Jesse Minter hired Kane Wommack as defensive coordinator, Maurice Linguist as associate head coach and defensive backs coach, and Kevin Johns as offensive coordinator in his first staff construction at Alabama. The three hires arrive with 47 years of combined FBS coaching experience and direct ties to recruitment pipelines Minter needs intact by spring practice.
Wommack stays at Alabama after serving as defensive coordinator under Kalen DeBoer, preserving scheme continuity for a unit that ranked 8th nationally in defensive efficiency last season. Linguist joins from Buffalo, where he was head coach, bringing secondary coaching experience from stints at Duke and Michigan. Johns comes from South Alabama, where his offense averaged 32.4 points per game in 2024, fourth-best in the Sun Belt.
The retention of Wommack matters most. Alabama returns seven defensive starters, and Wommack coached five of them last year. Minter runs a similar multiple-front scheme he installed at Michigan, but personnel continuity keeps spring camp focused on offensive installation rather than defensive retraining. The move also protects recruiting commitments: four defensive commits in Alabama's 2025 class cited Wommack's presence in their public statements, per 247Sports trackers. Losing him to another SEC program would have triggered immediate decommitment risk heading into February's signing period.
Linguist's hire addresses Alabama's secondary depth chart, which lost three players to the transfer portal in December. He coached defensive backs at Michigan when Minter was defensive coordinator there in 2021-2022, establishing the working rhythm first-time head coaches value in crisis situations. His Buffalo tenure matters less for on-field results—the Bulls went 6-18 in two seasons—than for his relationships with high school coaches in Georgia and Florida. Alabama has six defensive back targets uncommitted in the 2026 class, five from those two states. Linguist's phone already works there.
Johns' offensive coordinator appointment is the risk play. He's never coordinated at a Power Four program. South Alabama's tempo offense ranked 118th in time of possession, a style mismatch for Alabama's defensive-oriented roster construction. But Johns coached quarterbacks at SMU when they led the country in passing efficiency in 2019, and he recruited quarterback Tanner Mordecai to SMU before Mordecai transferred to Wisconsin. Alabama's current quarterback room includes one scholarship freshman and two portal additions who've taken 22 combined Power Four snaps. Johns inherits a rebuilding project regardless of scheme pedigree.
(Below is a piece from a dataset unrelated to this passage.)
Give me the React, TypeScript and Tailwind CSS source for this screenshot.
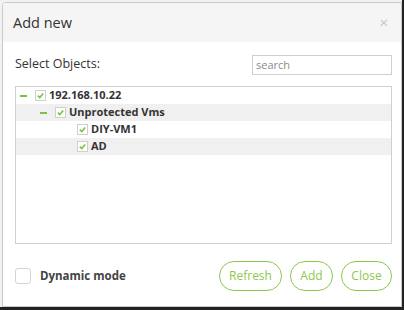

The staff composition shows Minter's comfort delegating secondary coaching—a reversal from his Michigan tenure, where he coached defensive backs himself while coordinating. That opens his schedule for CEO duties: donor cultivation, campus politics, and the administrative load that consumes first-year head coaches. Alabama's athletic department expects football staff to attend 14 donor events per semester, per university guidelines published in budget documents. Minter's predecessor Kalen DeBoer attended 11 before leaving for Washington, creating friction with boosters who fund facility upgrades.
The three hires cost Alabama approximately $4.2M in combined salary, based on market comps for coordinators at SEC programs with similar revenue profiles. That figure excludes performance bonuses tied to recruiting rankings and bowl eligibility. Alabama's assistant coaching salary pool is $9.5M under the athletic department's 2025 budget, leaving Minter $5.3M to fill seven remaining positions. That's tight. Georgia's assistant pool is $11.2M, Texas is $10.8M. Alabama is betting scheme continuity and recruiting relationships outweigh raw salary firepower.
Minter still needs a special teams coordinator, a running backs coach, and a recruiting coordinator before spring practice begins March 4th. The special teams hire matters politically: Alabama's previous coordinator left for an NFL position, and three candidates are interviewing this week, per sources close to the search. One of them coached at South Carolina last season. His hire would signal Minter's willingness to raid SEC staffs, a shift from DeBoer's preference for West Coast assistants.
Alabama's recruiting class ranks 12th nationally with 21 commits, per 247Sports. That's the program's lowest ranking since 2015. The February signing period opens in 18 days.